Our time with Mike and Kelly from EWB again highlighted the importance of opening wildlife migration corridors (www.elephantswithoutborders.org). The KAZA project is a grand plan to improve the ecological management of the more than 30 existing parks and reserves in Botswana, Zambia, Namibia, Angola, and Zimbabwe, as well as to include as much of the middle ground that lies between them. This is being done by pooling wildlife and habitat resources for the benefit of all the governments, communities, ecotourism industries and visitors involved. For this vision to be fully realized, the free movement of wildlife is crucial, otherwise we will end up with a collection of shrinking, isolated and highly managed parks or reserves – and KAZA will fail. The research done by EWB clearly highlights where the corridors are – it is now time for policy-makers and planners at all levels to embrace this information and make these corridors a reality. Not only will this facilitate wildlife movements, it will also play a significant role in reducing the human/animal conflict that is so prevalent in so many wilderness areas. How do we get the policy-makers at all levels to do this? As Ian McCallum always says, “To understand wildlife corridors fully we also need to open up the corridors in our minds”.
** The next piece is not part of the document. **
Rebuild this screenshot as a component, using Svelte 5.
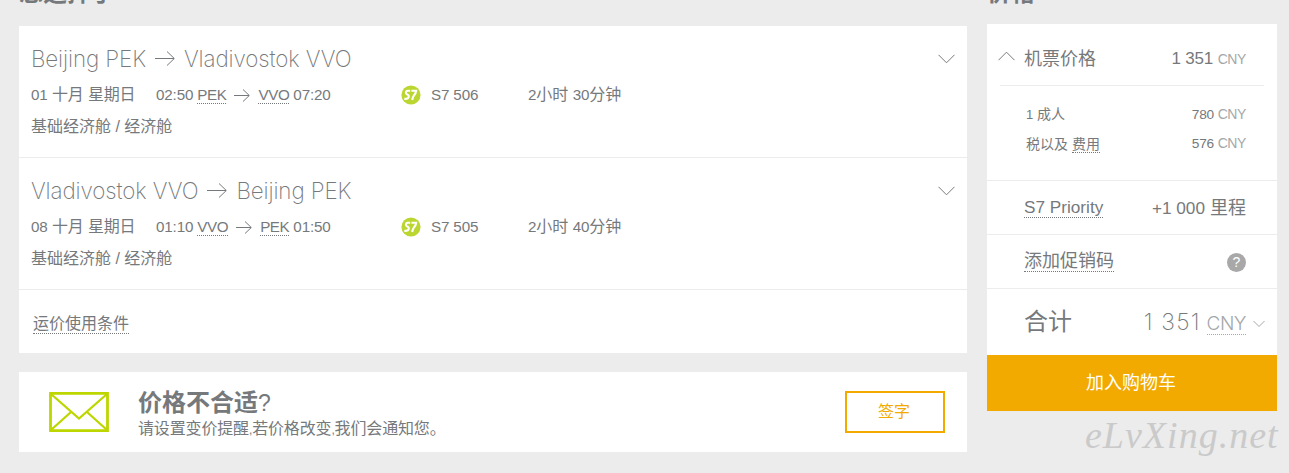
<script lang="ts">
  type Stop = { time: string; code: string };
  type Flight = {
    from: string;
    to: string;
    date: string;
    depart: Stop;
    arrive: Stop;
    number: string;
    duration: [string, string];
  };

  const flights: Flight[] = [
    {
      from: 'Beijing PEK',
      to: 'Vladivostok VVO',
      date: '01',
      depart: { time: '02:50', code: 'PEK' },
      arrive: { time: '07:20', code: 'VVO' },
      number: 'S7 506',
      duration: ['2', '30']
    },
    {
      from: 'Vladivostok VVO',
      to: 'Beijing PEK',
      date: '08',
      depart: { time: '01:10', code: 'VVO' },
      arrive: { time: '01:50', code: 'PEK' },
      number: 'S7 505',
      duration: ['2', '40']
    }
  ];
</script>

{#snippet arrow(w: number, h: number)}
  <svg class="arrow" width={w} height={h} viewBox="0 0 {w} {h}">
    <path d="M0 {h / 2}H{w - 1}M{w - h / 2 - 0.5} 0.5L{w - 0.7} {h / 2}L{w - h / 2 - 0.5} {h - 0.5}" />
  </svg>
{/snippet}

<div class="page">
  <main>
    <h2>您选择了</h2>
    <section class="flights">
      {#each flights as f}
        <article>
          <header>
            <span>{f.from}</span>
            {@render arrow(20, 15)}
            <span>{f.to}</span>
            <svg class="toggle" width="17" height="10" viewBox="0 0 17 10"><path d="M.5 .8L8.5 8.8L16.5 .8" /></svg>
          </header>
          <div class="details">
            <span class="date"><i>{f.date}</i> 十月 星期日</span>
            <span class="times">
              <i>{f.depart.time}</i>
              <abbr>{f.depart.code}</abbr>
              {@render arrow(16, 13)}
              <abbr>{f.arrive.code}</abbr>
              <i>{f.arrive.time}</i>
            </span>
            <svg class="logo" width="20" height="20" viewBox="0 0 20 20">
              <circle cx="10" cy="10" r="9.6" />
              <path d="M9.2 5.8H6.9Q5 5.9 4.9 7.7Q5 9.1 6.8 9.8Q8.2 10.5 7.7 12.1Q7.2 13.8 5 13.9H3.3M10.4 5.8H15.1Q14.9 8.2 13 10.4Q11.6 12.2 11.2 15" />
            </svg>
            <span class="number"><i>{f.number}</i></span>
            <span><i>{f.duration[0]}</i>小时 <i>{f.duration[1]}</i>分钟</span>
          </div>
          <div class="fare">基础经济舱 / 经济舱</div>
        </article>
      {/each}
      <div class="rules"><a>运价使用条件</a></div>
    </section>

    <section class="alert">
      <svg width="60" height="40" viewBox="0 0 60 40">
        <path d="M1.5 1.3H58.5V38.7H1.5Z" />
        <path class="fold" d="M2 2L30 26.5L58 2M2 38L22 20M58 38L38 20" />
      </svg>
      <div class="message">
        <h3>价格不合适<i>?</i></h3>
        <p>请设置变价提醒<i>,</i>若价格改变<i>,</i>我们会通知您。</p>
      </div>
      <button>签字</button>
    </section>
  </main>

  <aside>
    <h2>价格</h2>
    <div class="summary">
      <div class="fares">
        <div class="ticket">
          <svg width="17" height="10" viewBox="0 0 17 10"><path d="M.5 9.2L8.5 1.2L16.5 9.2" /></svg>
          <span>机票价格</span>
          <b>1 351 <em>CNY</em></b>
        </div>
        <div class="line"><span><i>1</i> 成人</span><b>780 <em>CNY</em></b></div>
        <div class="line"><span>税以及 <a>费用</a></span><b>576 <em>CNY</em></b></div>
      </div>
      <div class="row"><a class="latin">S7 Priority</a><span><i>+1 000</i> 里程</span></div>
      <div class="row"><a>添加促销码</a><span class="help">?</span></div>
      <div class="total">
        <span>合计</span>
        <b>1 351</b>
        <a>CNY</a>
        <svg width="12" height="8" viewBox="0 0 12 8"><path d="M.5 1L6 6.5L11.5 1" /></svg>
      </div>
    </div>
    <button class="cart">加入购物车</button>
    <div class="watermark">eLvXing.net</div>
  </aside>
</div>

<style>
  :global(body) {
    background: #ececec;
    overflow: hidden;
  }
  .page {
    display: flex;
    gap: 20px;
    height: 473px;
    padding-left: 19px;
    box-sizing: border-box;
    overflow: hidden;
    color: #76797c;
    font-family: 'Liberation Sans', 'Noto Sans CJK SC', sans-serif;
    font-size: 16px;
    font-weight: 400;
    line-height: 24px;
    white-space: nowrap;
  }
  main {
    width: 948px;
  }
  aside {
    width: 290px;
  }
  h2 {
    height: 30px;
    margin: -22px 0 18px;
    font-size: 24px;
    line-height: 30px;
  }
  aside h2 {
    margin-bottom: 16px;
  }
  h3,
  p {
    margin: 0;
  }
  i,
  em {
    font-style: normal;
  }
  svg {
    flex: none;
    fill: none;
    stroke: #76797c;
    stroke-width: 1;
  }
  a,
  abbr {
    border-bottom: 1px dotted #76797c;
  }
  button {
    font: inherit;
  }

  .flights {
    height: 327px;
    background: #fff;
  }
  article {
    height: 132px;
    padding: 17px 12px 0;
    box-sizing: border-box;
    border-bottom: 1px solid #ececec;
  }
  header {
    display: flex;
    align-items: center;
    gap: 9px;
    height: 31px;
    font-family: Inter, sans-serif;
    font-size: 22.4px;
    font-weight: 250;
    letter-spacing: -0.1px;
  }
  .toggle {
    margin-left: auto;
  }
  .details {
    display: flex;
    align-items: center;
    height: 42px;
  }
  .details i,
  .details abbr {
    font-size: 15.2px;
    letter-spacing: -0.15px;
  }
  .date {
    width: 125px;
    letter-spacing: -0.15px;
  }
  .times {
    display: flex;
    gap: 4px;
    align-items: center;
    width: 245px;
  }
  .times abbr {
    letter-spacing: -0.4px;
    line-height: 17px;
  }
  .times .arrow {
    margin: 0 4px;
  }
  .logo circle {
    fill: #bcd631;
    stroke: none;
  }
  .logo path {
    stroke: #fff;
    stroke-width: 2.1;
  }
  .number {
    width: 97px;
    margin-left: 10px;
  }
  .fare {
    line-height: 22px;
  }
  .rules {
    padding: 22px 14px;
  }
  .rules a {
    display: inline-block;
    line-height: 19px;
  }

  .alert {
    display: flex;
    align-items: center;
    height: 80px;
    margin-top: 19px;
    padding: 0 22px 0 30px;
    box-sizing: border-box;
    background: #fff;
  }
  .alert svg {
    stroke: #bed600;
    stroke-width: 2.8;
  }
  .alert .fold {
    stroke-width: 2.3;
  }
  .message {
    padding-top: 6px;
    margin-left: 29px;
  }
  h3 {
    font-size: 24px;
    line-height: 28px;
  }
  h3 i {
    font-size: 23px;
    font-weight: 400;
  }
  p {
    line-height: 23px;
    letter-spacing: -0.15px;
  }
  p i {
    font-size: 12px;
  }
  .alert button {
    width: 100px;
    height: 42px;
    margin-left: auto;
    padding: 0 2px 0 0;
    border: 2px solid #f3aa00;
    background: #fff;
    color: #f3aa00;
  }

  .summary {
    height: 331px;
    background: #fff;
  }
  .fares {
    height: 157px;
    padding: 0 13px;
    box-sizing: border-box;
    border-bottom: 1px solid #ececec;
  }
  b {
    margin-left: auto;
    font-weight: 400;
  }
  em {
    color: #a5a7a9;
    font-size: 14px;
    letter-spacing: -0.4px;
  }
  .ticket {
    display: flex;
    align-items: center;
    height: 62px;
    margin-bottom: 15px;
    padding: 9px 18px 0 0;
    box-sizing: border-box;
    border-bottom: 1px solid #ececec;
    font-size: 18px;
  }
  .ticket svg {
    margin: -7px 9px 0 -2px;
  }
  .ticket b {
    font-size: 17px;
    letter-spacing: -0.2px;
  }
  .line {
    display: flex;
    align-items: center;
    height: 29px;
    padding: 0 18px 0 26px;
    font-size: 14px;
    line-height: 22px;
  }
  .line b {
    font-size: 13.7px;
    letter-spacing: -0.2px;
  }
  .line span,
  .line b {
    margin-top: -2px;
  }
  .line a {
    display: inline-block;
    line-height: 16px;
  }
  .line i {
    font-size: 13px;
  }
  .row {
    display: flex;
    align-items: center;
    justify-content: space-between;
    height: 54px;
    padding: 1px 31px 0 37px;
    box-sizing: border-box;
    border-bottom: 1px solid #ececec;
    font-size: 18px;
  }
  .row a {
    line-height: 19px;
  }
  .row .latin,
  .row i {
    font-size: 17.2px;
  }
  .help {
    width: 19px;
    height: 19px;
    border-radius: 50%;
    background: #a8a8a8;
    color: #fff;
    font-size: 14px;
    line-height: 19px;
    text-align: center;
  }
  .total {
    display: flex;
    align-items: center;
    height: 66px;
    padding: 0 12px 0 37px;
    font-size: 24px;
  }
  .total b {
    font-family: Inter, sans-serif;
    font-size: 23px;
    font-weight: 250;
    letter-spacing: 1.2px;
  }
  .total a {
    margin: 4px 7px 0 6px;
    border-color: #a5a7a9;
    color: #a5a7a9;
    font-family: Inter, sans-serif;
    font-size: 19px;
    font-weight: 300;
    line-height: 21px;
    letter-spacing: -0.5px;
  }
  .total svg {
    margin-top: 3px;
    stroke: #a5a7a9;
  }
  .cart {
    display: block;
    width: 290px;
    height: 56px;
    padding: 0 2px 0 0;
    border: 0;
    background: #f3aa00;
    color: #fff;
    font-size: 18px;
  }
  .watermark {
    margin: -1px 0 0 98px;
    color: #cacaca;
    font-family: 'Liberation Serif', serif;
    font-size: 38px;
    font-style: italic;
    font-weight: 400;
    line-height: 50px;
    letter-spacing: 1px;
  }
</style>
Before leaving Botswana, more thanks are due. To Grant Woodrow and his fantastic staff at Wilderness Safaris for facilitating our trip down the Savute Channel and for the immensely generous way they hosted us at Dumatau and LTC – to Mike and Kelly from EWB for giving up their valuable research time, and for guiding us through the Chobe and Linyanti regions. And then to Dereck and Beverly Joubert from Selinda Game Reserve and Great Plains for endorsing and assisting with our entire Botswana journey and the support we got from Selinda Camp. Your contributions to TRACKS are truly appreciated.
This next leg, a short hop across the Caprivi Strip to Kutimo Mulilo and then on to Shesheke on the Zambian side of the mighty Zambezi River, sees us get acquainted again with the bicycles – but this time I am armed with a gel seat! And at Shesheke we again connect with John Sandenbergh who will guide us down the River as we kayak to Livingstone.